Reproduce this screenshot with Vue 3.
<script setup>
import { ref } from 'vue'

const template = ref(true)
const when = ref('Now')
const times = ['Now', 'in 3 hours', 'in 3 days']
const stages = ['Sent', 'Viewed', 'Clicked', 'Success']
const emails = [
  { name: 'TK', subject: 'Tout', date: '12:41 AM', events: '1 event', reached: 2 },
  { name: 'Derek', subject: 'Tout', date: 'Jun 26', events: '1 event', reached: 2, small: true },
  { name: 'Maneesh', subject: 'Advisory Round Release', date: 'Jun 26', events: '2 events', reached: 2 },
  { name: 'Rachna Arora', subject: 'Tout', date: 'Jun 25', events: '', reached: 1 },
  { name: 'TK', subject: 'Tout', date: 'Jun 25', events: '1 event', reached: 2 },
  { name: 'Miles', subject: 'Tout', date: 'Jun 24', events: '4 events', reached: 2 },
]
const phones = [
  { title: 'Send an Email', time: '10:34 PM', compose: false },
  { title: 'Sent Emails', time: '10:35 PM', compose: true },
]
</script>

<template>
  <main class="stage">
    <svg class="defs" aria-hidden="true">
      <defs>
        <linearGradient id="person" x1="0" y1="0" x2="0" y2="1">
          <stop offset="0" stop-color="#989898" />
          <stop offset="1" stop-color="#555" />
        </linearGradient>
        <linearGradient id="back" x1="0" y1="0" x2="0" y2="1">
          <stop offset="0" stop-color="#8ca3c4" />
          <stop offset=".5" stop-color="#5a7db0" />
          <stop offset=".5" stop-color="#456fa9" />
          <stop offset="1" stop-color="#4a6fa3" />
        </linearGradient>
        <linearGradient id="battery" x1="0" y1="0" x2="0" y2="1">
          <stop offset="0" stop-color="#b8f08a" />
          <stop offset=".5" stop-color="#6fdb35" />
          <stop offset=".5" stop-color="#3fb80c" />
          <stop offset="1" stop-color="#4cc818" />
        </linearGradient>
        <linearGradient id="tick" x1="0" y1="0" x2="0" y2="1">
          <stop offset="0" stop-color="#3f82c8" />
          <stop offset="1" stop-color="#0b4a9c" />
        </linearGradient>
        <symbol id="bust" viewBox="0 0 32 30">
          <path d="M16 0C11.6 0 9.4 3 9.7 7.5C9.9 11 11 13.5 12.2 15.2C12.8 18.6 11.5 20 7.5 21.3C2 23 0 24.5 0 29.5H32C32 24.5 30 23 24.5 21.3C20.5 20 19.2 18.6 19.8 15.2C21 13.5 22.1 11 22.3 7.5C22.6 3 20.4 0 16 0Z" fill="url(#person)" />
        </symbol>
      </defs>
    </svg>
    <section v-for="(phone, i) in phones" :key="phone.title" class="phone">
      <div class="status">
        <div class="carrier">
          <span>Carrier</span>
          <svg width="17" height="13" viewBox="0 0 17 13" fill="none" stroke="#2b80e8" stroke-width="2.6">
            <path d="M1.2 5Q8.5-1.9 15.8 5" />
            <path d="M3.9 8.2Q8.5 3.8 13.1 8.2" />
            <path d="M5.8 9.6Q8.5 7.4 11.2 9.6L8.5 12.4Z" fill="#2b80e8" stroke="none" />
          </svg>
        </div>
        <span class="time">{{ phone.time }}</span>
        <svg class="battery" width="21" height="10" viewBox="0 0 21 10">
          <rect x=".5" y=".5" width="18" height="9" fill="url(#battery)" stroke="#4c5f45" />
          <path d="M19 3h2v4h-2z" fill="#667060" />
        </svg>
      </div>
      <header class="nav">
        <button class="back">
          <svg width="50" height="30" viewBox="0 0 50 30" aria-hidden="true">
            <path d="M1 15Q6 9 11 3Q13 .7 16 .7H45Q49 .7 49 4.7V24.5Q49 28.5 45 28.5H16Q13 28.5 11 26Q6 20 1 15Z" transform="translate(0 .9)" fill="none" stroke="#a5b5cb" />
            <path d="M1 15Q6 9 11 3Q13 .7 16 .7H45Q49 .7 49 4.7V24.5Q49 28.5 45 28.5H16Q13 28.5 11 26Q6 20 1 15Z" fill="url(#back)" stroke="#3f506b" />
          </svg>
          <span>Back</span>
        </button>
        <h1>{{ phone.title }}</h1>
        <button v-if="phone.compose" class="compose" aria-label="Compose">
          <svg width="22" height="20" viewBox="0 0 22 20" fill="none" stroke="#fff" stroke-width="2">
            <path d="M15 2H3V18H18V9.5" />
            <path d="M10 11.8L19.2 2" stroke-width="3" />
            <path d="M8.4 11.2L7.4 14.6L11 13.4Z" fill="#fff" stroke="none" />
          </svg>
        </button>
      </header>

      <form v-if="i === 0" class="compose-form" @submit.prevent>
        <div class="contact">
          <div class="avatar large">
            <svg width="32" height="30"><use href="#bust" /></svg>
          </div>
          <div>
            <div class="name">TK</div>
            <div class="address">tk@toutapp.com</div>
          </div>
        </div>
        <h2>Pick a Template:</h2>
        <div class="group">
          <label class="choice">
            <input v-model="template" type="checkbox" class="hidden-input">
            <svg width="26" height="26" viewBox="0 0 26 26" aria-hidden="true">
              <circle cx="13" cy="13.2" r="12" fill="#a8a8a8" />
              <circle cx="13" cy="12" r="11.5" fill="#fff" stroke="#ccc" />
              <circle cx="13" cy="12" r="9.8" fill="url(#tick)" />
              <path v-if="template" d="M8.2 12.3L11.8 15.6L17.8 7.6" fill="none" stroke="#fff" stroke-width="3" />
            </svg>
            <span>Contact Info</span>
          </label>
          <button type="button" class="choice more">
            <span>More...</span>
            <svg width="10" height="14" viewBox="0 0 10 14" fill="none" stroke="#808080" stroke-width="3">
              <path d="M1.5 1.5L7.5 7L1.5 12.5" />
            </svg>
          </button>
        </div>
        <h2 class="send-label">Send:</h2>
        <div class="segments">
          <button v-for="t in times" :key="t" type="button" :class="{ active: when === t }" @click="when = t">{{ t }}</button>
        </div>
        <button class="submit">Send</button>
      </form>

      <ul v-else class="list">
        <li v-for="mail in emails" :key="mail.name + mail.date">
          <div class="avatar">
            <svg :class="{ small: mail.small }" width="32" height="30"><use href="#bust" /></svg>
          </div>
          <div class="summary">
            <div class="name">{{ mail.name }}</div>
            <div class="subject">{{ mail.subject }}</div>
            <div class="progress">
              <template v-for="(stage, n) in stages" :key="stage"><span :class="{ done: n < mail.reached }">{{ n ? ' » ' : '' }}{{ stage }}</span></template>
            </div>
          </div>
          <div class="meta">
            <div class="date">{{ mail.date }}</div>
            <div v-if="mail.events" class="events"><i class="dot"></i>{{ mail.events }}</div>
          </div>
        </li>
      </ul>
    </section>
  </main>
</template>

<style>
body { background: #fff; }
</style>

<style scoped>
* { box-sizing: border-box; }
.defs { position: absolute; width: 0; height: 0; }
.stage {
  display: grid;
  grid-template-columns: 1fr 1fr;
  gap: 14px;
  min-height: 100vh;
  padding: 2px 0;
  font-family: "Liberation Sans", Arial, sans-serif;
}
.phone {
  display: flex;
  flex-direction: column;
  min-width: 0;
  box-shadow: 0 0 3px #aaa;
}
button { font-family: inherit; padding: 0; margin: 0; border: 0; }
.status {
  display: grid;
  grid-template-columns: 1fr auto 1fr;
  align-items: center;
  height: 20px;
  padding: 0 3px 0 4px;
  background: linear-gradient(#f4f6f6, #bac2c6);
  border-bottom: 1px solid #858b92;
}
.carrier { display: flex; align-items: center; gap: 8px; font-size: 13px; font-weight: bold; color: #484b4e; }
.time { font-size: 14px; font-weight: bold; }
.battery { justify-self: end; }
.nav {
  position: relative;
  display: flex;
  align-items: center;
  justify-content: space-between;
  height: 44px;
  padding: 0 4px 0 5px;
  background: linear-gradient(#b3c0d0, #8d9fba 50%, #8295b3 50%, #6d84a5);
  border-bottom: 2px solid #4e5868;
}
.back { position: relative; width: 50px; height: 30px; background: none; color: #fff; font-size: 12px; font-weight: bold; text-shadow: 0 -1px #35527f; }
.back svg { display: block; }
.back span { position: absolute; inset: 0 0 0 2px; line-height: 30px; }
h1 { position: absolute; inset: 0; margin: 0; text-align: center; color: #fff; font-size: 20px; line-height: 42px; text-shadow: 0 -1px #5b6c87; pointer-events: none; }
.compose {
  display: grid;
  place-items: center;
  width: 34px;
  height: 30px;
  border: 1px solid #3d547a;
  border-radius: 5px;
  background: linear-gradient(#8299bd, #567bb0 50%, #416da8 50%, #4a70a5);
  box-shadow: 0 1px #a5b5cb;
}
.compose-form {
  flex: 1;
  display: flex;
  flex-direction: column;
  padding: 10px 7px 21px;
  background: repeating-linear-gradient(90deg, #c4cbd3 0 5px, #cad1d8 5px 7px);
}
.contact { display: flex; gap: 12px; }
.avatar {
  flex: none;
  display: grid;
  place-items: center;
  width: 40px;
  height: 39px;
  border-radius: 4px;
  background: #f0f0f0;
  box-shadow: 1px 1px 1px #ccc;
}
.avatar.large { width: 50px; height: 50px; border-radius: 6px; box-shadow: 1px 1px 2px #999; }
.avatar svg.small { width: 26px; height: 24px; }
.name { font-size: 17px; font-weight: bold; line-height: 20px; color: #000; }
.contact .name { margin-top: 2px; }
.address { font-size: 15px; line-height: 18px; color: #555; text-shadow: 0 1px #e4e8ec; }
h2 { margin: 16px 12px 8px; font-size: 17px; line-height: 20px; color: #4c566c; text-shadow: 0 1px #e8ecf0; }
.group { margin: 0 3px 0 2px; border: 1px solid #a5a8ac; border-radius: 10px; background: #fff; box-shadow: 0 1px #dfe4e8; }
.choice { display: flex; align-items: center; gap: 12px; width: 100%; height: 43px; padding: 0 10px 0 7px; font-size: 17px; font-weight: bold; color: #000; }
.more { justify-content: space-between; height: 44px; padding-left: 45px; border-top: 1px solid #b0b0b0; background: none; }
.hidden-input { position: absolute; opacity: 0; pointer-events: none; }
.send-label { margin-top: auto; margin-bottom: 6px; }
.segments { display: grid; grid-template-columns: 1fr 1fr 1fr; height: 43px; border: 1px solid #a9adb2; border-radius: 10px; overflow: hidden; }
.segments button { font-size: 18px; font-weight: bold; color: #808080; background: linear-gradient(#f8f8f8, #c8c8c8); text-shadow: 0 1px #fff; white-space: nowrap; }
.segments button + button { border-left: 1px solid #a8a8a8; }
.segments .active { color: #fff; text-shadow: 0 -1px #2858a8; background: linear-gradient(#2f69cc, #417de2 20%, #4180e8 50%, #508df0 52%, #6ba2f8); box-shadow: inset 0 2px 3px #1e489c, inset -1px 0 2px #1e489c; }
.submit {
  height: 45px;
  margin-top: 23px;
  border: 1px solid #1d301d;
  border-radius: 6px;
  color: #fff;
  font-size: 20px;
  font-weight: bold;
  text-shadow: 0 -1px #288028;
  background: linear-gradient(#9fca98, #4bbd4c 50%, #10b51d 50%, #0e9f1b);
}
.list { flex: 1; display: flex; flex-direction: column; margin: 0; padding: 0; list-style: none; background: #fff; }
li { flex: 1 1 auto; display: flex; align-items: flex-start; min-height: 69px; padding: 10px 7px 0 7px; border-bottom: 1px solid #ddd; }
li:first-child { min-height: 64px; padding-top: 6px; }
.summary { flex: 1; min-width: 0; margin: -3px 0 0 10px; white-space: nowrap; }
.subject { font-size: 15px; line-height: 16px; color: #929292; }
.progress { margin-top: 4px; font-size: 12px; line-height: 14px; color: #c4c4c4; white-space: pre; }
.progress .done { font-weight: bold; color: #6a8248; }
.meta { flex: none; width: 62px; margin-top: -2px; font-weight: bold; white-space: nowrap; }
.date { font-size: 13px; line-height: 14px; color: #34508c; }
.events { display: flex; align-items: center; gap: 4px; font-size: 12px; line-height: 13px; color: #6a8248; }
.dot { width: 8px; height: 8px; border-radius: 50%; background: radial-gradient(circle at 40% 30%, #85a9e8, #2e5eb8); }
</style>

§

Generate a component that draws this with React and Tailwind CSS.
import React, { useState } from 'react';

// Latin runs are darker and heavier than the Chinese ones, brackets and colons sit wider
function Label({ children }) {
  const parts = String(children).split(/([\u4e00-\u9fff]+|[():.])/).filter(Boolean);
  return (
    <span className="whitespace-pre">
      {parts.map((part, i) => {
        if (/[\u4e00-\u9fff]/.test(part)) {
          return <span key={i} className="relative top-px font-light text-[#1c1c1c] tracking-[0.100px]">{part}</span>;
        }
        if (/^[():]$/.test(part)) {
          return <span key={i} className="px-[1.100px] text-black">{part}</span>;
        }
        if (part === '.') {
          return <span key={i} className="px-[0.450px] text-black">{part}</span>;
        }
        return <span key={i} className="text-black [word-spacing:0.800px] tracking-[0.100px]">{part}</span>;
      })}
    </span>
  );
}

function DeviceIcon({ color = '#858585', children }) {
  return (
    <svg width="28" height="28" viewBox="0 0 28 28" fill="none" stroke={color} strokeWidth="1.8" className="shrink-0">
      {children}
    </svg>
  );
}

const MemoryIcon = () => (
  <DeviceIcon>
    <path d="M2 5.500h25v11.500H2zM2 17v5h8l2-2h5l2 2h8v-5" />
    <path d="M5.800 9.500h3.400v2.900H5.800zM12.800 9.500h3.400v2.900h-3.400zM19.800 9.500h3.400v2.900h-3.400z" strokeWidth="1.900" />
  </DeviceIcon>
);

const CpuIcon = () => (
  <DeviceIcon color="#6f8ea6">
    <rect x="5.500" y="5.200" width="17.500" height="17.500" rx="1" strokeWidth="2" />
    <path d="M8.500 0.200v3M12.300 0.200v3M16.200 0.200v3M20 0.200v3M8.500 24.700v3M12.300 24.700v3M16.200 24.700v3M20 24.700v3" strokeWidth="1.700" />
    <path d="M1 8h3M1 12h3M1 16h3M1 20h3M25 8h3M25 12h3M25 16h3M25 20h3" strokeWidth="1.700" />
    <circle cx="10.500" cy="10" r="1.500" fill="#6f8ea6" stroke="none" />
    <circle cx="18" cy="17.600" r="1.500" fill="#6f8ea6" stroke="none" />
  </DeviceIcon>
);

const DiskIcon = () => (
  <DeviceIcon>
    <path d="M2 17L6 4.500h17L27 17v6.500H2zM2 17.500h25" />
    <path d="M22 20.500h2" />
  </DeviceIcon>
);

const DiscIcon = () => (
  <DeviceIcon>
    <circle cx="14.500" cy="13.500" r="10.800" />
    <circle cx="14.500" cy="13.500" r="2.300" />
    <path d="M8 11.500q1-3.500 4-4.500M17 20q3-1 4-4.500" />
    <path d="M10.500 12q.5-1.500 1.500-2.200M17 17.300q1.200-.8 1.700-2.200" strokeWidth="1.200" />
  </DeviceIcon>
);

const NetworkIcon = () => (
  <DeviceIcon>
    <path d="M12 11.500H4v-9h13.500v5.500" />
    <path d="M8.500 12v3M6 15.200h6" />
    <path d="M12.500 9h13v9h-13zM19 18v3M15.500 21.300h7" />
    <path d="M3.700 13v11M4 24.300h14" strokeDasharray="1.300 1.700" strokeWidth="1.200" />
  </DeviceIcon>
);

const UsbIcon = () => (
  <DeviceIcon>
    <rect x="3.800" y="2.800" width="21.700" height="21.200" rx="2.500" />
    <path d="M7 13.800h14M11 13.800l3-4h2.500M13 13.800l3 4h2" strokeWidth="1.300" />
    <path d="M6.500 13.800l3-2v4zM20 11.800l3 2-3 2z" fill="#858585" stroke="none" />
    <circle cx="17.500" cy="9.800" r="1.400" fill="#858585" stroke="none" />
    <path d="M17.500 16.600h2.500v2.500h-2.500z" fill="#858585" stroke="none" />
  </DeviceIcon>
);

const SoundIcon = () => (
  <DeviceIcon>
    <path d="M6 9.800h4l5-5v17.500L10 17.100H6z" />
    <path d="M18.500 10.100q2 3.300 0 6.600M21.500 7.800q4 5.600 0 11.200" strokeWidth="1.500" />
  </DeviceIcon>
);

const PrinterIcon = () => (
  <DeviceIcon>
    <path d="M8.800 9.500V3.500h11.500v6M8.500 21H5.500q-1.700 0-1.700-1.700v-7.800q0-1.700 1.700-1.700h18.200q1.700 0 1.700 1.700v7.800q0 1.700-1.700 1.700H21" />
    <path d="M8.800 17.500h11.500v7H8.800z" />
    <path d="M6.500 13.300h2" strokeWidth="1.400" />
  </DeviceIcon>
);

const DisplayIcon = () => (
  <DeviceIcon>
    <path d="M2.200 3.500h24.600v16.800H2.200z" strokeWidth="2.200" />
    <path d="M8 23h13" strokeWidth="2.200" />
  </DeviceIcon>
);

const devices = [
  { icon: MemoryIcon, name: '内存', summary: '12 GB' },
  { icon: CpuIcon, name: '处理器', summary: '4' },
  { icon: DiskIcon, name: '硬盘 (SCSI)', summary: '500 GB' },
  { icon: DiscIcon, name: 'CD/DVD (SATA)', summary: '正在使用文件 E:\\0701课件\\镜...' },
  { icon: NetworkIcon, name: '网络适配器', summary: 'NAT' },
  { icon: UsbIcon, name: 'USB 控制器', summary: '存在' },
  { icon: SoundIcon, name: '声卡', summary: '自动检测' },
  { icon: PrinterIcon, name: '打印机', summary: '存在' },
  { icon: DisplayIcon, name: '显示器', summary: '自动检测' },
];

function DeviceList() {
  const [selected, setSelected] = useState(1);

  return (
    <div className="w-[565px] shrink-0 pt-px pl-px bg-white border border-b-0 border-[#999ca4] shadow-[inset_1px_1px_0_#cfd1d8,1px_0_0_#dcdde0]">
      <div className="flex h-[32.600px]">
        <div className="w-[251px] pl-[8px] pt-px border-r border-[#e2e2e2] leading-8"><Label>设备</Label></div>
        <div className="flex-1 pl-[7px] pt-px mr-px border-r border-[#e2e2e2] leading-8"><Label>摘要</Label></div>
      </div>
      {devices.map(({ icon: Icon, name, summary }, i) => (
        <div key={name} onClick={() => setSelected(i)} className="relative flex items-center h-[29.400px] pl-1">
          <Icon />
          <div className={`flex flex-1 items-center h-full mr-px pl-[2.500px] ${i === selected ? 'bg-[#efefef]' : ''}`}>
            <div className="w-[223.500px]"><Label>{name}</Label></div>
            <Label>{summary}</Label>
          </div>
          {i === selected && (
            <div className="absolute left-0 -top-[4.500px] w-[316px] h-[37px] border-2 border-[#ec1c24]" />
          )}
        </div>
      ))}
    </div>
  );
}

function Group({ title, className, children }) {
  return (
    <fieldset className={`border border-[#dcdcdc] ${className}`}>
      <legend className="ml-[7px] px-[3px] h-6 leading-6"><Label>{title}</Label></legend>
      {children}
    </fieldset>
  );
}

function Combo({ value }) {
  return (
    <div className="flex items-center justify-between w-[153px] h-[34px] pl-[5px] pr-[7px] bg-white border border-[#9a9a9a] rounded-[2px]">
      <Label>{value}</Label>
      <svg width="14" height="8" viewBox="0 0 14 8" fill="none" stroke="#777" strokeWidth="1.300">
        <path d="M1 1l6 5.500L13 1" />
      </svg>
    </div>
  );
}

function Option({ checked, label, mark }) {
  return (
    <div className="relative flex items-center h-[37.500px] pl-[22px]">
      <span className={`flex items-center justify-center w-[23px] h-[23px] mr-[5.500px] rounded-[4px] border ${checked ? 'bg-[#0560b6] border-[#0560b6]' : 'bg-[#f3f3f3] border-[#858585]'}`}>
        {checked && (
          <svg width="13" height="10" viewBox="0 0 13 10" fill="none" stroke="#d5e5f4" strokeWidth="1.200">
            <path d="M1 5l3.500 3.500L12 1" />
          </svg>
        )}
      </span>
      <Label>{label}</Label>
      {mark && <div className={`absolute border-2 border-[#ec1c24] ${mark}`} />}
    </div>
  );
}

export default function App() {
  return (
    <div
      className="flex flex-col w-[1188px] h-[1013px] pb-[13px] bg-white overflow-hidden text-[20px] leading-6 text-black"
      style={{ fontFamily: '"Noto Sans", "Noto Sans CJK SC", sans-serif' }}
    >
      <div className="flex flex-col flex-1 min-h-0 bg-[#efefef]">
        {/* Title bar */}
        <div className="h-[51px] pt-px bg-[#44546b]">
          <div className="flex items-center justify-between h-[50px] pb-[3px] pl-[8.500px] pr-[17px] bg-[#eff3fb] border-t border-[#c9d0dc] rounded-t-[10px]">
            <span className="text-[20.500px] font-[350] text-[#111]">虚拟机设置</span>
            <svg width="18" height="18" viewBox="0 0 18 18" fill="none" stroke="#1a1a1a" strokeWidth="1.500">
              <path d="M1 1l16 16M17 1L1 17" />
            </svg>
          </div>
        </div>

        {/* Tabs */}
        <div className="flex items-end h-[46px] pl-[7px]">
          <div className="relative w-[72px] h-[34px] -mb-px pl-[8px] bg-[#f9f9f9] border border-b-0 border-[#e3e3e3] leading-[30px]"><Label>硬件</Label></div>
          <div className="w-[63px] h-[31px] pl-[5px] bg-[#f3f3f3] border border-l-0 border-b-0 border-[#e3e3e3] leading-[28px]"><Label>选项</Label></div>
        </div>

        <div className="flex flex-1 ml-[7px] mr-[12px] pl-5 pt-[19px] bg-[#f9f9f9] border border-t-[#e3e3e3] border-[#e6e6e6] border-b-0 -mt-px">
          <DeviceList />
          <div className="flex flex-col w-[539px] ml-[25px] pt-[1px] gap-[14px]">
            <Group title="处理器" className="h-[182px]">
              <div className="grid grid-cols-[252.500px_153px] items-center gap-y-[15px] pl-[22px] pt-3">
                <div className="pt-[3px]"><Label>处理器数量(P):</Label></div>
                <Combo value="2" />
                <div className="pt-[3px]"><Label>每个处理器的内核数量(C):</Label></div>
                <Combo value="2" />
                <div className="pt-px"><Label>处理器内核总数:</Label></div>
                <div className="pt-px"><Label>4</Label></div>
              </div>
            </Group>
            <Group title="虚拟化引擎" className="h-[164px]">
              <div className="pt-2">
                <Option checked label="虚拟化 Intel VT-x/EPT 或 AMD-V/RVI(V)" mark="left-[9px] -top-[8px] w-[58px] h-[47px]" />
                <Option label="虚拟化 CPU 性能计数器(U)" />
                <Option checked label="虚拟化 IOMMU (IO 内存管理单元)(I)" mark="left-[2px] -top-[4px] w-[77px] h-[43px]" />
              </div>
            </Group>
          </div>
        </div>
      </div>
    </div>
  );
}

§

» THE PROBLEM:
Within the listing, how many lines hold the word "React"? Only the number is to be given.

» RESULT FOR THIS EXERCISE:
2